Fees, Effect, and Timeline

An OPC-to-private conversion carries the MGT-14 and INC-6 filing fees, based on the company’s authorized capital, with professional charges separate; there is no stamp duty of significance on the conversion itself. Importantly, the conversion is now voluntary at any time, the 2021 amendment removed both the two-year waiting period and the mandatory conversion that the Rs. 50 lakh / Rs. 2 crore thresholds once triggered, so a founder can convert whenever the business is ready for co-founders or outside equity. The conversion does not affect existing liabilities or contracts, which carry over to the private company.
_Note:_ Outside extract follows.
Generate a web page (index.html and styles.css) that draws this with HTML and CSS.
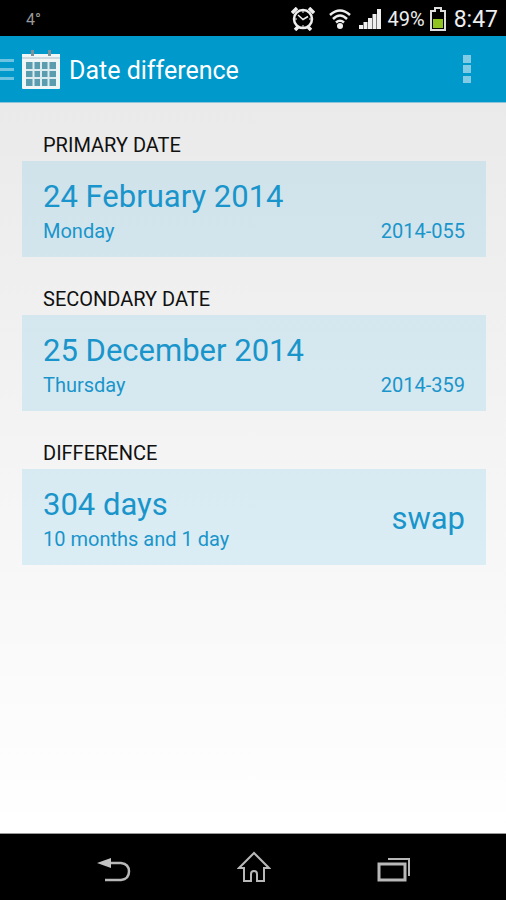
FILE: index.html
```html
<!DOCTYPE html>
<html lang="en">
<head>
    <meta charset="UTF-8">
    <meta name="viewport" content="width=device-width, initial-scale=1.0">
    <title>Date difference</title>
    <link rel="stylesheet" href="styles.css">
</head>
<body>
    <div class="status-bar">
        <span class="temperature">4°</span>
        <div class="status-icons">
            <svg width="24" height="24" viewBox="0 0 24 24" fill="none" stroke="#eee" stroke-width="2.500">
                <circle cx="12" cy="12" r="9"/>
                <path d="M7 8l5 4.500 5-3" stroke-width="1.500"/>
                <path d="M1 6l5-5M23 6l-5-5M4 23l3-3M20 23l-3-3" stroke-width="3.500"/>
                <path d="M12 4v2M12 18v2M4 12h2M18 12h2" stroke-width="1"/>
            </svg>
            <svg class="wifi" width="22" height="22" viewBox="0 0 22 22" fill="none" stroke="#eee" stroke-width="2.500">
                <path d="M1 7Q11-2 21 7M4 11Q11 4 18 11M7 14.500Q11 11 15 14.500"/>
                <circle cx="11" cy="18" r="3" fill="#eee" stroke="none"/>
            </svg>
            <svg class="signal" width="24" height="22" viewBox="0 0 24 22" fill="#eee">
                <path d="M1 17h4v4H1zM5.500 14h4v7h-4zM10 10h4v11h-4zM14.500 6h4v15h-4zM19 1h4v20h-4z"/>
            </svg>
            <span class="battery-level">49%</span>
            <svg class="battery" width="16" height="24" viewBox="0 0 16 24">
                <path d="M5 1h6v3h4v19H1V4h4z" fill="none" stroke="#ddd" stroke-width="2"/>
                <path d="M3 12h10v9H3z" fill="#8fc31f"/>
            </svg>
            <span class="clock">8:47</span>
        </div>
    </div>

    <header class="action-bar">
        <button class="menu-button" type="button" aria-label="Open menu">
            <svg width="14" height="24" viewBox="0 0 14 24" fill="#6cc3e2">
                <path d="M0 2h14v3H0zM0 11h14v3H0zM0 20h14v3H0z"/>
            </svg>
        </button>
        <svg class="app-icon" width="38" height="40" viewBox="0 0 38 40">
            <path d="M0 5h38v34q0 1-1 1H1q-1 0-1-1z" fill="#f0f5f6"/>
            <path d="M0 8.500h38v1H0z" fill="#a9bec6"/>
            <path d="M4 13h30v24H4z" fill="#5c9caf"/>
            <path d="M10.500 13h2v24h-2zM18 13h2v24h-2zM25.500 13h2v24h-2zM4 20h30v2H4zM4 28h30v2H4z" fill="#dcebef"/>
            <path d="M9 1h3v6H9zM26 1h3v6h-3z" fill="#7f929a"/>
        </svg>
        <h1 class="title">Date difference</h1>
        <button class="overflow-button" type="button" aria-label="More options">
            <svg width="10" height="30" viewBox="0 0 10 30" fill="#82cbe5">
                <path d="M1 1h8v8H1zM1 11h8v8H1zM1 22h8v7H1z"/>
            </svg>
        </button>
    </header>

    <main class="content">
        <section class="section">
            <h2 class="label">Primary date</h2>
            <button class="card" type="button">
                <span class="card-text">
                    <span class="value">24 February 2014</span>
                    <span class="detail">Monday</span>
                </span>
                <span class="detail">2014-055</span>
            </button>
        </section>
        <section class="section">
            <h2 class="label">Secondary date</h2>
            <button class="card" type="button">
                <span class="card-text">
                    <span class="value">25 December 2014</span>
                    <span class="detail">Thursday</span>
                </span>
                <span class="detail">2014-359</span>
            </button>
        </section>
        <section class="section">
            <h2 class="label">Difference</h2>
            <div class="card card-result">
                <div class="card-text">
                    <span class="value">304 days</span>
                    <span class="detail">10 months and 1 day</span>
                </div>
                <button class="swap-button value" type="button">swap</button>
            </div>
        </section>
    </main>

    <nav class="nav-bar">
        <button class="nav-button" type="button" aria-label="Back">
            <svg width="34" height="34" viewBox="0 0 34 34">
                <path d="M10 12h14q8 1 8 8.500t-8 8.500H8" fill="none" stroke="#b8b8b8" stroke-width="2.500"/>
                <path d="M0 12l14-5v10z" fill="#c4c4c4"/>
            </svg>
        </button>
        <button class="nav-button" type="button" aria-label="Home">
            <svg width="34" height="34" viewBox="0 0 34 34" fill="none" stroke="#b8b8b8" stroke-width="2">
                <path d="M17 2L2 17h5v13h7v-7q0-3 3-3t3 3v7h7V17h5z"/>
            </svg>
        </button>
        <button class="nav-button" type="button" aria-label="Recent apps">
            <svg width="34" height="34" viewBox="0 0 34 34" fill="none" stroke="#b8b8b8">
                <path d="M2 13h26v16H2z" stroke-width="3"/>
                <path d="M11 8h21v17" stroke-width="2"/>
            </svg>
        </button>
    </nav>
</body>
</html>
```
FILE: styles.css
```css
* {
    box-sizing: border-box;
}
body {
    margin: 0;
    min-height: 100vh;
    display: flex;
    flex-direction: column;
    font-family: Roboto, "Liberation Sans", sans-serif;
    background: #fff;
}
button {
    margin: 0;
    padding: 0;
    border: none;
    background: none;
    font-family: inherit;
    cursor: pointer;
}
svg {
    display: block;
}
.status-bar {
    height: 36px;
    padding: 2px 8px 0 26px;
    display: flex;
    align-items: center;
    justify-content: space-between;
    background: #000;
    color: #eee;
}
.temperature {
    font-size: 16px;
    color: #999;
}
.status-icons {
    display: flex;
    align-items: center;
}
.wifi {
    margin-left: 14px;
}
.signal {
    margin-left: 7px;
}
.battery-level {
    margin-left: 6px;
    font-size: 20px;
}
.battery {
    margin: 0 8px 0 5px;
}
.clock {
    font-size: 23px;
}
.action-bar {
    height: 67px;
    display: flex;
    align-items: center;
    background: #0099cc;
    border-bottom: 1px solid #8cc5da;
    color: #fff;
}
.app-icon {
    margin: 0 9px 0 8px;
}
.title {
    flex: 1;
    margin: 0;
    padding-top: 2px;
    font-size: 25px;
    font-weight: 400;
}
.overflow-button {
    padding: 8px 34px;
}
.content {
    flex: 1;
    padding: 30px 20px 30px 22px;
    background: linear-gradient(#eaeaea, #fff);
}
.section {
    margin-bottom: 30px;
}
.label {
    margin: 0;
    padding: 0 21px 4px;
    font-size: 20px;
    line-height: 24px;
    font-weight: 400;
    text-transform: uppercase;
    color: #111;
}
.card {
    width: 100%;
    min-height: 96px;
    padding: 16px 21px 12px;
    display: flex;
    align-items: flex-end;
    justify-content: space-between;
    background: rgba(51, 181, 229, 0.15);
    color: #1a95cb;
    text-align: left;
}
.card-result {
    align-items: center;
}
.card-text {
    display: flex;
    flex-direction: column;
}
.value {
    font-size: 31px;
    line-height: 40px;
}
.detail {
    font-size: 20px;
    line-height: 28px;
}
.swap-button {
    color: inherit;
}
.nav-bar {
    height: 67px;
    padding: 2px 42px 0 44px;
    display: flex;
    align-items: center;
    justify-content: space-around;
    background: #000;
    border-top: 1px solid #999;
}
```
The process typically takes 15 to 30 days, and afterwards the company follows the private-company compliance calendar, including audit and the annual ROC filings.

OPC to Private Limited at a Glance

Feature Detail
Governing Law Section 18, Companies Act 2013.
Key Forms MGT-14 and INC-6.
Minimums Two members, two directors.
Since 2021 Voluntary at any time.
Change Remove the nominee clause.
Timeline Around 15 to 30 days.

Frequently Asked Questions

Can an OPC convert into a private limited company?
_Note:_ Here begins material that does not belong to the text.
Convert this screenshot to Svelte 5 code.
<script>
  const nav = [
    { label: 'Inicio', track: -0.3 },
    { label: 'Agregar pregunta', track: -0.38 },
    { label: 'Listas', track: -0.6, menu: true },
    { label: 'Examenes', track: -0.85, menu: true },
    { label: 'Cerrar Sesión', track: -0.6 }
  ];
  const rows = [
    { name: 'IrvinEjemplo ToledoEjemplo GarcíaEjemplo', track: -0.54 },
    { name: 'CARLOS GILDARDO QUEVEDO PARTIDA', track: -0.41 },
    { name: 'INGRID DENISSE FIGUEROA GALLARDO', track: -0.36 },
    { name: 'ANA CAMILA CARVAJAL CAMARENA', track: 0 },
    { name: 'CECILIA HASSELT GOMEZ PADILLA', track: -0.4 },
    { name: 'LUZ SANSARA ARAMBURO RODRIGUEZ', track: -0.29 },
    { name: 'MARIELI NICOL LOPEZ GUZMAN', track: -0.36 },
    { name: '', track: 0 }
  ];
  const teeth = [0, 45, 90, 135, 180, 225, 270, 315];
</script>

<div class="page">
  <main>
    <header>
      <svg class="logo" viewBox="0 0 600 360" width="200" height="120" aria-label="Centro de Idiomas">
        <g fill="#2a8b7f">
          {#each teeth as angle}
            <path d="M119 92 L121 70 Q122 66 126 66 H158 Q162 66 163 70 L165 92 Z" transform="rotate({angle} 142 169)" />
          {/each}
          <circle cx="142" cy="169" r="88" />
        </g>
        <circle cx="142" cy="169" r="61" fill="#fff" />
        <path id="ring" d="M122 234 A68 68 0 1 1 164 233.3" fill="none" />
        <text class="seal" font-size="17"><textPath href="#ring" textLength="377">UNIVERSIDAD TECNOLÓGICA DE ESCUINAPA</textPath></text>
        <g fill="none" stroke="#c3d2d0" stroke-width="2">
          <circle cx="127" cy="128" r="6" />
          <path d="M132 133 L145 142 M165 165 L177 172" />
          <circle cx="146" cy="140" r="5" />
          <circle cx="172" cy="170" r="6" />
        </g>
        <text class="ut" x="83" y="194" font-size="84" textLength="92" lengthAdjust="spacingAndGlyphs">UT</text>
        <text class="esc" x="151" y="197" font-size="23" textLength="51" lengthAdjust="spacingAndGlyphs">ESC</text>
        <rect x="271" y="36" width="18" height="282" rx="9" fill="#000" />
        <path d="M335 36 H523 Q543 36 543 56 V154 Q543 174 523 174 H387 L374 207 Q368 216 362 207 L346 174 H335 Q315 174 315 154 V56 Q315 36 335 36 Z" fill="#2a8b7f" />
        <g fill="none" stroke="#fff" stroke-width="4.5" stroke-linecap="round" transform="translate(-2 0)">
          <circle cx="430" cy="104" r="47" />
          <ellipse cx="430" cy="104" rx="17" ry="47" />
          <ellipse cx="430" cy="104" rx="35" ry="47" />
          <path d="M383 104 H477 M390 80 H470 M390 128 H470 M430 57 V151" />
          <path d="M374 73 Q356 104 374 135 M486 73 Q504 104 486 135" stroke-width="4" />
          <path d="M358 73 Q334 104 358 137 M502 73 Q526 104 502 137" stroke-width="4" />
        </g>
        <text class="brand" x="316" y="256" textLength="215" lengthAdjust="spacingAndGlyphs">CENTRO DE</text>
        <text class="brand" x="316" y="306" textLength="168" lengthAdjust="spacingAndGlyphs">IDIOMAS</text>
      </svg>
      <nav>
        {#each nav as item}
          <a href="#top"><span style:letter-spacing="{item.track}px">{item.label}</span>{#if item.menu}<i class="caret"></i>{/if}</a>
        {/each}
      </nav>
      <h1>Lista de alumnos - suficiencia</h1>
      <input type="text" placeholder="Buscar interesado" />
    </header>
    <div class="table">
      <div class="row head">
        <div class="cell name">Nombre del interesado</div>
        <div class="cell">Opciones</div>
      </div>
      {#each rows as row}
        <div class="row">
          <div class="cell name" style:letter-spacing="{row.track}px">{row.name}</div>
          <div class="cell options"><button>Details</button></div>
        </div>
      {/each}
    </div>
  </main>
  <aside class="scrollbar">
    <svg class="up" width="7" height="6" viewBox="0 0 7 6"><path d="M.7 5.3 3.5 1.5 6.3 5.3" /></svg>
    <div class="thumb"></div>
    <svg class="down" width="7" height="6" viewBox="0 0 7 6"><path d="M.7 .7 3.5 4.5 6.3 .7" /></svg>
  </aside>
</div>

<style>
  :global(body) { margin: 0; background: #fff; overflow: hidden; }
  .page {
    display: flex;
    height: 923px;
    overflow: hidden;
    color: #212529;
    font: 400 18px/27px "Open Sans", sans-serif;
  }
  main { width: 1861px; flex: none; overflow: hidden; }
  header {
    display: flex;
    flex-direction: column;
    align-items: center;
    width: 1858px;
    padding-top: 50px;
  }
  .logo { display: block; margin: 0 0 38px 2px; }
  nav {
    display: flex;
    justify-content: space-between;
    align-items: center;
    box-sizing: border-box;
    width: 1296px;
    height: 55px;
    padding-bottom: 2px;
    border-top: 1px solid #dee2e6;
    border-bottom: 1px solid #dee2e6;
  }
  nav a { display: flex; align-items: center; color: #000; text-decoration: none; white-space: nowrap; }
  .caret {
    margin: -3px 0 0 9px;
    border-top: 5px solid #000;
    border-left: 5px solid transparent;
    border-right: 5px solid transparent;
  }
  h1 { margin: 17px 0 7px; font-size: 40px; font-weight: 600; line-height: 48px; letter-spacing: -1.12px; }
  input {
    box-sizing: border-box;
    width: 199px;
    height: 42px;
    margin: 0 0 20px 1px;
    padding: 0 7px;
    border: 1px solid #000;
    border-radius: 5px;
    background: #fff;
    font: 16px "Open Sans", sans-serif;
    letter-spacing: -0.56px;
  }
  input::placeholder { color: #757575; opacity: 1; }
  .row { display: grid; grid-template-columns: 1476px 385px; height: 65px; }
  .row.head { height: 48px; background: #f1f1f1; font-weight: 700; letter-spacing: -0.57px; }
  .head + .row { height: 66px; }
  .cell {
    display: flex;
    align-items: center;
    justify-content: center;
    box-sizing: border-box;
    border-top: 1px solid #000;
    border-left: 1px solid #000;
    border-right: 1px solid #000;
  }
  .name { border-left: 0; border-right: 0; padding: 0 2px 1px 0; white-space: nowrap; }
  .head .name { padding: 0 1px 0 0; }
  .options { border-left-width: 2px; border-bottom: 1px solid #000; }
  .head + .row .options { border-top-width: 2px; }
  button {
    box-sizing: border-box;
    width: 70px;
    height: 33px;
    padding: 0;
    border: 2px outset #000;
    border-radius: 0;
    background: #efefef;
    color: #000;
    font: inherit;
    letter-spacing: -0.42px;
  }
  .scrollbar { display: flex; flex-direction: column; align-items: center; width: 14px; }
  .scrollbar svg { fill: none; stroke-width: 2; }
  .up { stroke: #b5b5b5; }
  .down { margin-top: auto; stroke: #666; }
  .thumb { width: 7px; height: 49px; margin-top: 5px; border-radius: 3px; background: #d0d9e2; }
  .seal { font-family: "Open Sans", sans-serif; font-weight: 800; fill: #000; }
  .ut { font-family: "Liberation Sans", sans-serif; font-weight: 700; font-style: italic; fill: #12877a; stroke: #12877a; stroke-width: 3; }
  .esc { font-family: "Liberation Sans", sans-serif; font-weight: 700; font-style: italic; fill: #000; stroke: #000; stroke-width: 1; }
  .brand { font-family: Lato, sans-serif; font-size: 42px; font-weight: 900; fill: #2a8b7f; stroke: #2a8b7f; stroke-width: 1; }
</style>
Yes. An OPC can convert into a private limited company under Section 18 by passing a special resolution and filing Form INC-6, voluntarily at any time.

Is there a waiting period to convert?

No. Since the 2021 amendment, the earlier two-year waiting period has been removed, and an OPC can convert at any time.

What is the minimum after conversion?

A private limited company needs at least two members and two directors, so the OPC adds at least one of each before converting.

What is Form INC-6?

INC-6 is the application filed with the Registrar for the conversion of an OPC into a private (or public) company, or the reverse.

Does conversion affect liabilities?

No. The conversion does not affect the company’s existing liabilities and contracts, which carry over to the private limited company.

How long does the conversion take?

It typically takes around 15 to 30 days, after which a fresh Certificate of Incorporation is issued.